I’m a man of faith and if I want to get my message across to my students, I can’t worry about the big picture (Hawaii’s bad economy). I’m just going to do my part as a teacher with funding, low funding, or no funding. Technology (internet, wide world web sites) now, there are so much recourse out there for teachers. I’m going to use what I have and somehow make it work. As a teacher I’m not in it for the money, I’m in it for our children the future generation. ;-D

Tuesday, October 6, 2009

Contributing To The Profession / Seeing Beyond Problems

Chapter 13/ Planning and Administering Early Childhood Program

Aloha Everyone!

One of the responsibilities of a director is helping others find a place in this profession of early childhood care and in the education system. “Professionalism!” I think this is one of the keys for a successful program. Professionals possess specialized knowledge, prolonged training, requirements for entry, standards of practice, significant societal need, altruistic, service-oriented, and indispensable service (page 340).

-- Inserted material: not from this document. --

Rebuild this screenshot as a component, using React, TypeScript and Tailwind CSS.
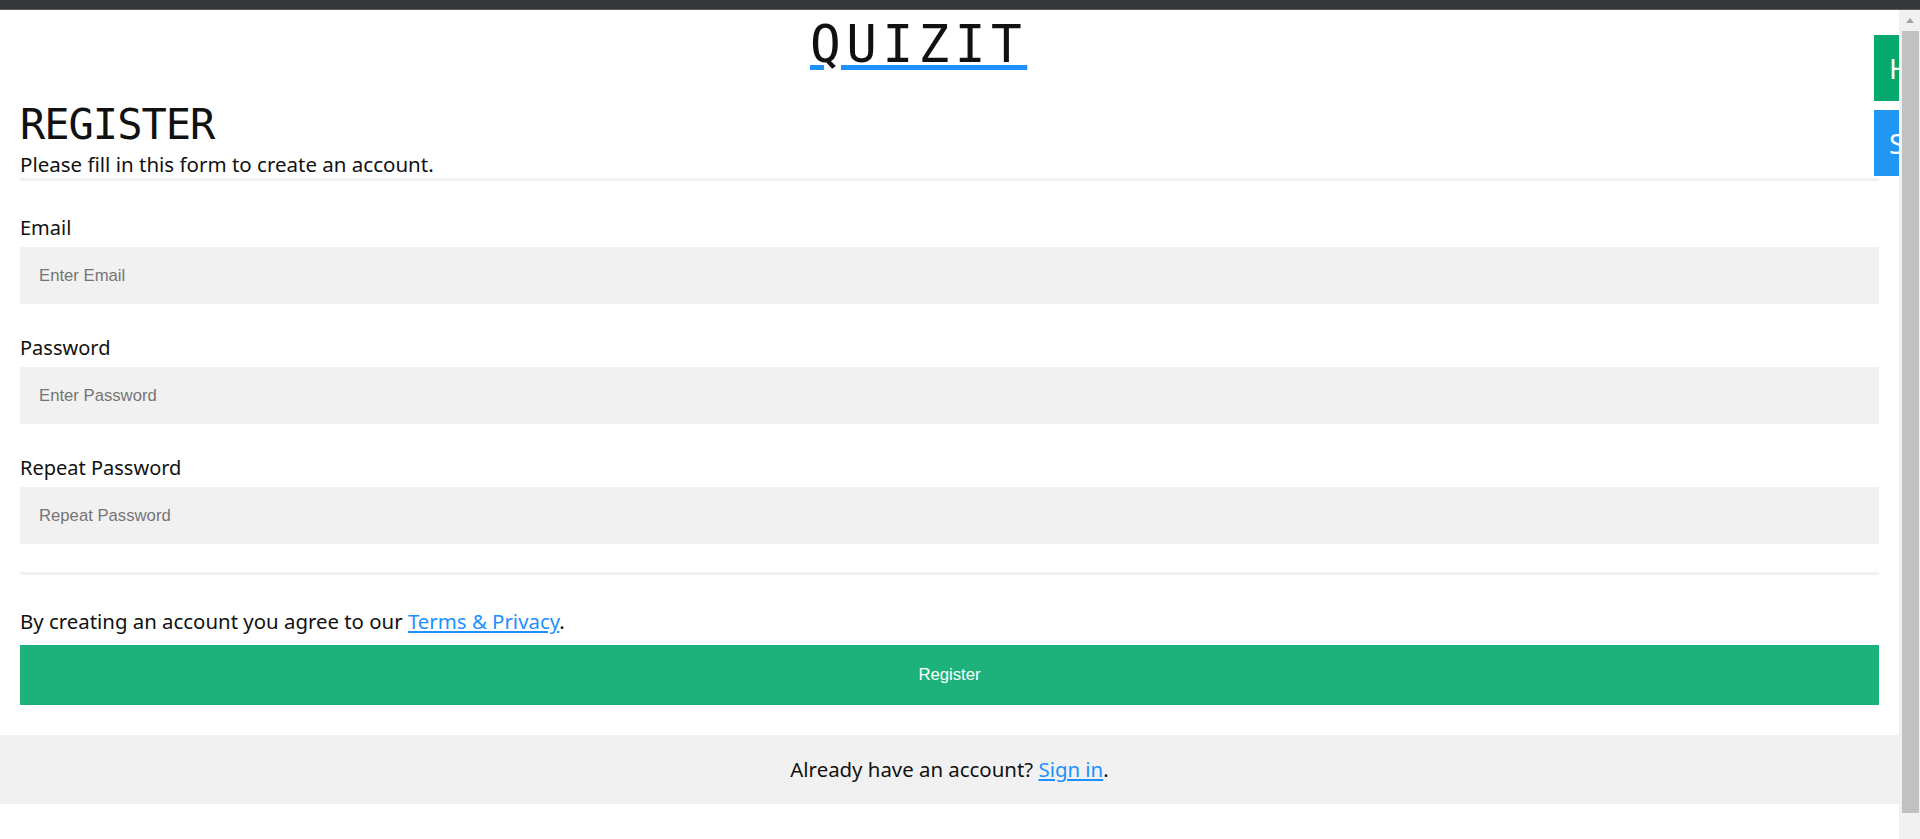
import { useState } from "react";

const FIELDS = [
  { label: "Email", placeholder: "Enter Email", type: "text" },
  { label: "Password", placeholder: "Enter Password", type: "password" },
  { label: "Repeat Password", placeholder: "Repeat Password", type: "password" },
];

const SIDE_LINKS = [
  { label: "Home", top: "top-[35px]", bg: "bg-[#04aa6d]" },
  { label: "Sign up", top: "top-[110px]", bg: "bg-[#2196f3]" },
];

export default function App() {
  const [values, setValues] = useState<Record<string, string>>({});

  return (
    <div className="relative h-[839px] w-full overflow-hidden bg-white text-[#111] font-['Noto_Sans',sans-serif]">
      {/* browser strip */}
      <div className="h-[10px] border-b border-[#5d5e61] bg-[#35363a]" />

      <div className="flex h-[829px]">
        <main className="flex-1">
          {/* Logo */}
          <div className="pt-[9px] pl-[810px]">
            <h1 className="font-['DejaVu_Sans_Mono',monospace] text-[51px] leading-none tracking-[5.5px] underline decoration-[#1e90ff] decoration-5 underline-offset-[3px]">
              QUIZIT
            </h1>
          </div>

          <form className="px-[20px]" onSubmit={(e) => e.preventDefault()}>
            <h2 className="mt-[34px] font-['DejaVu_Sans_Mono',monospace] text-[42px] leading-none tracking-[-1px]">
              REGISTER
            </h2>
            <p className="mt-[5px] text-[20.5px] leading-[26px]">
              Please fill in this form to create an account.
            </p>
            <div className="mt-[1px] h-[3px] bg-[#f1f1f1]" />

            {FIELDS.map((field, i) => (
              <div key={field.label} className={i === 0 ? "mt-[32px]" : "mt-[29px]"}>
                <label className="block text-[20px] leading-[29px]">{field.label}</label>
                <input
                  type={field.type}
                  placeholder={field.placeholder}
                  value={values[field.label] ?? ""}
                  onChange={(e) => setValues({ ...values, [field.label]: e.target.value })}
                  className="mt-[5px] block h-[57px] w-full bg-[#f1f1f1] px-[19px] font-['Liberation_Sans',Arial,sans-serif] text-[16.7px] text-[#111] outline-none placeholder:text-[#757575]"
                />
              </div>
            ))}

            <div className="mt-[28px] h-[3px] bg-[#f1f1f1]" />

            <p className="mt-[32px] text-[20.4px] leading-[29px]">
              By creating an account you agree to our{" "}
              <a href="#" className="text-[#1e90ff] underline">
                Terms &amp; Privacy
              </a>
              .
            </p>

            <button
              type="submit"
              className="mt-[9px] block h-[60px] w-full bg-[#1db27c] font-['Liberation_Sans',Arial,sans-serif] text-[16.7px] text-white"
            >
              Register
            </button>
          </form>

          <div className="mt-[30px] bg-[#f1f1f1] py-[20px] text-center text-[20.4px] leading-[29px]">
            Already have an account?{" "}
            <a href="#" className="text-[#1e90ff] underline">
              Sign in
            </a>
            .
          </div>
        </main>

        {/* scrollbar */}
        <div className="relative z-10 flex w-[21px] flex-col items-center bg-[#f1f1f1]">
          <div className="flex h-[21px] w-full items-center justify-center">
            <div className="h-0 w-0 border-x-[4.5px] border-b-[5px] border-x-transparent border-b-[#a3a3a3]" />
          </div>
          <div className="ml-[1px] h-[782px] w-[17px] bg-[#c1c1c1]" />
        </div>
      </div>

      {SIDE_LINKS.map((link) => (
        <a
          key={link.label}
          href="#"
          className={`absolute left-[1874px] flex h-[66px] w-[130px] items-center pl-[15px] text-[28px] leading-none text-white ${link.top} ${link.bg}`}
        >
          {link.label}
        </a>
      ))}
    </div>
  );
}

Reading this chapter opened my eyes to two positions in the education system. Individual advocacy – a person(s) working for the children and family. Collective Advocacy - a person(s) working for young children, working mothers, and/or individual with disabilities. I didn’t realize that there are different roles that people plays in the education system. Some advocates will be leaders, advisors, researchers, contributors, and a friend (pages 343 – 345).

It is our duty as administrators and as teachers to advocate for our children in early childhood care and in the education system. Also to give back to this profession we need to always think “Professionalism!”


Seeing Beyond Problems / October 2, 2009

A director needs to see beyond any problems in order to make a program successful or become successful.

In this reading the director started his first six months with difficulty due to staff members quitting and lot of students with behavior problems. This director still believed he can make it work and in the end, it turned out to be a blessing. He hired new staffs that had the same goals as he did. Being more committed in helping students with behavior problems, his program became successful!

"Lesson Learned: Some things just take time. As hard as it is for most of us to accept, most problems can’t be fixed immediately. Take some time, cry a little, and hang on. It will get better."